## Begin DATASET EXTRACT

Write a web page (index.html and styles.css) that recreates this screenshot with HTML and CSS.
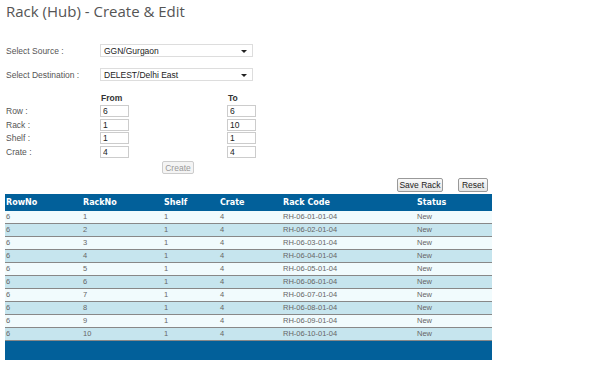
FILE: index.html
```html
<!DOCTYPE html>
<html lang="en">

<head>
    <meta charset="UTF-8" />
    <meta name="viewport" content="width=device-width, initial-scale=1.0" />
    <title>Rack (Hub) - Create &amp; Edit</title>
    <link rel="stylesheet" href="styles.css">
</head>

<body>

    <h2 class="page-title">Rack (Hub) - Create &amp; Edit</h2>

    <div class="select-row source-row">
        <label class="field-label">Select Source :</label>
        <div class="select-box">
            <span class="select-text">GGN/Gurgaon</span>
            <span class="select-arrow"></span>
        </div>
    </div>

    <div class="select-row dest-row">
        <label class="field-label">Select Destination :</label>
        <div class="select-box">
            <span class="select-text">DELEST/Delhi East</span>
            <span class="select-arrow"></span>
        </div>
    </div>

    <div class="range-grid">
        <span></span>
        <span class="range-head">From</span>
        <span class="range-head">To</span>

        <span class="field-label">Row :</span>
        <input class="range-input" type="text" value="6">
        <input class="range-input" type="text" value="6">

        <span class="field-label">Rack :</span>
        <input class="range-input" type="text" value="1">
        <input class="range-input" type="text" value="10">

        <span class="field-label">Shelf :</span>
        <input class="range-input" type="text" value="1">
        <input class="range-input" type="text" value="1">

        <span class="field-label">Crate :</span>
        <input class="range-input" type="text" value="4">
        <input class="range-input" type="text" value="4">
    </div>

    <div class="create-row">
        <button class="plain-btn create-btn" disabled>Create</button>
    </div>

    <div class="action-row">
        <button class="plain-btn save-btn">Save Rack</button>
        <button class="plain-btn reset-btn">Reset</button>
    </div>

    <table class="rack-table">
        <thead>
            <tr>
                <th class="col-row">RowNo</th>
                <th class="col-rack">RackNo</th>
                <th class="col-shelf">Shelf</th>
                <th class="col-crate">Crate</th>
                <th class="col-code">Rack Code</th>
                <th class="col-status">Status</th>
            </tr>
        </thead>
        <tbody id="rack-body"></tbody>
        <tfoot>
            <tr>
                <td colspan="6"></td>
            </tr>
        </tfoot>
    </table>

    <script>
        const body = document.getElementById('rack-body');

        for (let i = 1; i <= 10; i++) {
            const rack = String(i).padStart(2, '0');
            const tr = document.createElement('tr');
            tr.innerHTML = `<td>6</td><td>${i}</td><td>1</td><td>4</td><td>RH-06-${rack}-01-04</td><td>New</td>`;
            body.appendChild(tr);
        }
    </script>

</body>

</html>
```

FILE: styles.css
```css
body {
    margin: 0;
    padding: 0 5px;
    font-family: "Liberation Sans", Arial, sans-serif;
    background-color: #fff;
    color: #555;
}

.page-title {
    margin: 0 0 0 1px;
    padding-top: 1px;
    font-family: "Open Sans", sans-serif;
    font-weight: normal;
    font-size: 15px;
    line-height: 20px;
    color: #555;
}

.field-label {
    font-size: 8.5px;
    color: #555;
}

.select-row {
    display: flex;
    align-items: center;
    padding-left: 1px;
}

.select-row .field-label {
    width: 94px;
}

.source-row {
    margin-top: 23px;
}

.dest-row {
    margin-top: 11px;
}

.select-box {
    position: relative;
    width: 151px;
    height: 11px;
    border: 1px solid #ddd;
    box-sizing: content-box;
    display: flex;
    align-items: center;
    background-color: #fff;
}

.select-text {
    padding-left: 3px;
    font-size: 8.5px;
    color: #222;
}

.select-arrow {
    position: absolute;
    right: 5px;
    top: 5px;
    border-left: 3px solid transparent;
    border-right: 3px solid transparent;
    border-top: 3px solid #222;
}

.range-grid {
    display: grid;
    grid-template-columns: 94px 127px 30px;
    grid-auto-rows: 13.5px;
    align-items: center;
    margin-top: 10px;
    padding-left: 1px;
}

.range-head {
    font-size: 8.5px;
    font-weight: bold;
    color: #333;
    padding-left: 1px;
}

.range-input {
    width: 29px;
    height: 12px;
    margin: 0;
    padding: 0 2px;
    box-sizing: border-box;
    border: 1px solid #ccc;
    font-family: "Liberation Sans", Arial, sans-serif;
    font-size: 8.5px;
    color: #222;
    outline: none;
}

.create-row {
    display: flex;
    padding-left: 157px;
    margin-top: 2px;
}

.plain-btn {
    height: 14px;
    padding: 0;
    margin: 0;
    border: 1px solid #999;
    border-radius: 2px;
    background: linear-gradient(#fafafa, #e4e4e4);
    font-family: "Liberation Sans", Arial, sans-serif;
    font-size: 8.5px;
    line-height: 12px;
    color: #222;
    white-space: nowrap;
}

.create-btn {
    width: 32px;
    height: 13px;
    border-color: #ccc;
    color: #999;
    background: #f4f4f4;
}

.action-row {
    display: flex;
    gap: 15px;
    justify-content: flex-end;
    width: 483px;
    margin-top: 4px;
}

.save-btn {
    width: 46px;
}

.reset-btn {
    width: 30px;
}

.rack-table {
    width: 487px;
    margin-top: 2px;
    border-collapse: collapse;
    table-layout: fixed;
}

.rack-table th {
    height: 17px;
    padding: 0 1px;
    text-align: left;
    background-color: #02609a;
    color: #fff;
    font-family: "DejaVu Sans", Verdana, sans-serif;
    font-size: 8px;
    font-weight: bold;
}

.col-row { width: 75px; }
.col-rack { width: 79px; }
.col-shelf { width: 54px; }
.col-crate { width: 61px; }
.col-code { width: 132px; }

.rack-table td {
    height: 12px;
    padding: 0 1px;
    font-size: 7.5px;
    color: #666;
    border-top: 1px solid #888;
    border-bottom: 1px solid #888;
}

.rack-table tbody tr:nth-child(odd) td {
    background-color: #f1fbfd;
}

.rack-table tbody tr:nth-child(even) td {
    background-color: #c6e5ee;
}

.rack-table tbody tr:first-child td {
    border-top: none;
}

.rack-table tfoot td {
    height: 19px;
    padding: 0;
    background-color: #02609a;
    border: none;
}
```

## End DATASET EXTRACT

* TASK OBJECTIVE: Extract the full listing above verbatim; pictures are to be left out of the copy.

* THE RESPONSE:
Write a web page (index.html and styles.css) that recreates this screenshot with HTML and CSS.
FILE: index.html
```html
<!DOCTYPE html>
<html lang="en">

<head>
    <meta charset="UTF-8" />
    <meta name="viewport" content="width=device-width, initial-scale=1.0" />
    <title>Rack (Hub) - Create &amp; Edit</title>
    <link rel="stylesheet" href="styles.css">
</head>

<body>

    <h2 class="page-title">Rack (Hub) - Create &amp; Edit</h2>

    <div class="select-row source-row">
        <label class="field-label">Select Source :</label>
        <div class="select-box">
            <span class="select-text">GGN/Gurgaon</span>
            <span class="select-arrow"></span>
        </div>
    </div>

    <div class="select-row dest-row">
        <label class="field-label">Select Destination :</label>
        <div class="select-box">
            <span class="select-text">DELEST/Delhi East</span>
            <span class="select-arrow"></span>
        </div>
    </div>

    <div class="range-grid">
        <span></span>
        <span class="range-head">From</span>
        <span class="range-head">To</span>

        <span class="field-label">Row :</span>
        <input class="range-input" type="text" value="6">
        <input class="range-input" type="text" value="6">

        <span class="field-label">Rack :</span>
        <input class="range-input" type="text" value="1">
        <input class="range-input" type="text" value="10">

        <span class="field-label">Shelf :</span>
        <input class="range-input" type="text" value="1">
        <input class="range-input" type="text" value="1">

        <span class="field-label">Crate :</span>
        <input class="range-input" type="text" value="4">
        <input class="range-input" type="text" value="4">
    </div>

    <div class="create-row">
        <button class="plain-btn create-btn" disabled>Create</button>
    </div>

    <div class="action-row">
        <button class="plain-btn save-btn">Save Rack</button>
        <button class="plain-btn reset-btn">Reset</button>
    </div>

    <table class="rack-table">
        <thead>
            <tr>
                <th class="col-row">RowNo</th>
                <th class="col-rack">RackNo</th>
                <th class="col-shelf">Shelf</th>
                <th class="col-crate">Crate</th>
                <th class="col-code">Rack Code</th>
                <th class="col-status">Status</th>
            </tr>
        </thead>
        <tbody id="rack-body"></tbody>
        <tfoot>
            <tr>
                <td colspan="6"></td>
            </tr>
        </tfoot>
    </table>

    <script>
        const body = document.getElementById('rack-body');

        for (let i = 1; i <= 10; i++) {
            const rack = String(i).padStart(2, '0');
            const tr = document.createElement('tr');
            tr.innerHTML = `<td>6</td><td>${i}</td><td>1</td><td>4</td><td>RH-06-${rack}-01-04</td><td>New</td>`;
            body.appendChild(tr);
        }
    </script>

</body>

</html>
```

FILE: styles.css
```css
body {
    margin: 0;
    padding: 0 5px;
    font-family: "Liberation Sans", Arial, sans-serif;
    background-color: #fff;
    color: #555;
}

.page-title {
    margin: 0 0 0 1px;
    padding-top: 1px;
    font-family: "Open Sans", sans-serif;
    font-weight: normal;
    font-size: 15px;
    line-height: 20px;
    color: #555;
}

.field-label {
    font-size: 8.5px;
    color: #555;
}

.select-row {
    display: flex;
    align-items: center;
    padding-left: 1px;
}

.select-row .field-label {
    width: 94px;
}

.source-row {
    margin-top: 23px;
}

.dest-row {
    margin-top: 11px;
}

.select-box {
    position: relative;
    width: 151px;
    height: 11px;
    border: 1px solid #ddd;
    box-sizing: content-box;
    display: flex;
    align-items: center;
    background-color: #fff;
}

.select-text {
    padding-left: 3px;
    font-size: 8.5px;
    color: #222;
}

.select-arrow {
    position: absolute;
    right: 5px;
    top: 5px;
    border-left: 3px solid transparent;
    border-right: 3px solid transparent;
    border-top: 3px solid #222;
}

.range-grid {
    display: grid;
    grid-template-columns: 94px 127px 30px;
    grid-auto-rows: 13.5px;
    align-items: center;
    margin-top: 10px;
    padding-left: 1px;
}

.range-head {
    font-size: 8.5px;
    font-weight: bold;
    color: #333;
    padding-left: 1px;
}

.range-input {
    width: 29px;
    height: 12px;
    margin: 0;
    padding: 0 2px;
    box-sizing: border-box;
    border: 1px solid #ccc;
    font-family: "Liberation Sans", Arial, sans-serif;
    font-size: 8.5px;
    color: #222;
    outline: none;
}

.create-row {
    display: flex;
    padding-left: 157px;
    margin-top: 2px;
}

.plain-btn {
    height: 14px;
    padding: 0;
    margin: 0;
    border: 1px solid #999;
    border-radius: 2px;
    background: linear-gradient(#fafafa, #e4e4e4);
    font-family: "Liberation Sans", Arial, sans-serif;
    font-size: 8.5px;
    line-height: 12px;
    color: #222;
    white-space: nowrap;
}

.create-btn {
    width: 32px;
    height: 13px;
    border-color: #ccc;
    color: #999;
    background: #f4f4f4;
}

.action-row {
    display: flex;
    gap: 15px;
    justify-content: flex-end;
    width: 483px;
    margin-top: 4px;
}

.save-btn {
    width: 46px;
}

.reset-btn {
    width: 30px;
}

.rack-table {
    width: 487px;
    margin-top: 2px;
    border-collapse: collapse;
    table-layout: fixed;
}

.rack-table th {
    height: 17px;
    padding: 0 1px;
    text-align: left;
    background-color: #02609a;
    color: #fff;
    font-family: "DejaVu Sans", Verdana, sans-serif;
    font-size: 8px;
    font-weight: bold;
}

.col-row { width: 75px; }
.col-rack { width: 79px; }
.col-shelf { width: 54px; }
.col-crate { width: 61px; }
.col-code { width: 132px; }

.rack-table td {
    height: 12px;
    padding: 0 1px;
    font-size: 7.5px;
    color: #666;
    border-top: 1px solid #888;
    border-bottom: 1px solid #888;
}

.rack-table tbody tr:nth-child(odd) td {
    background-color: #f1fbfd;
}

.rack-table tbody tr:nth-child(even) td {
    background-color: #c6e5ee;
}

.rack-table tbody tr:first-child td {
    border-top: none;
}

.rack-table tfoot td {
    height: 19px;
    padding: 0;
    background-color: #02609a;
    border: none;
}
```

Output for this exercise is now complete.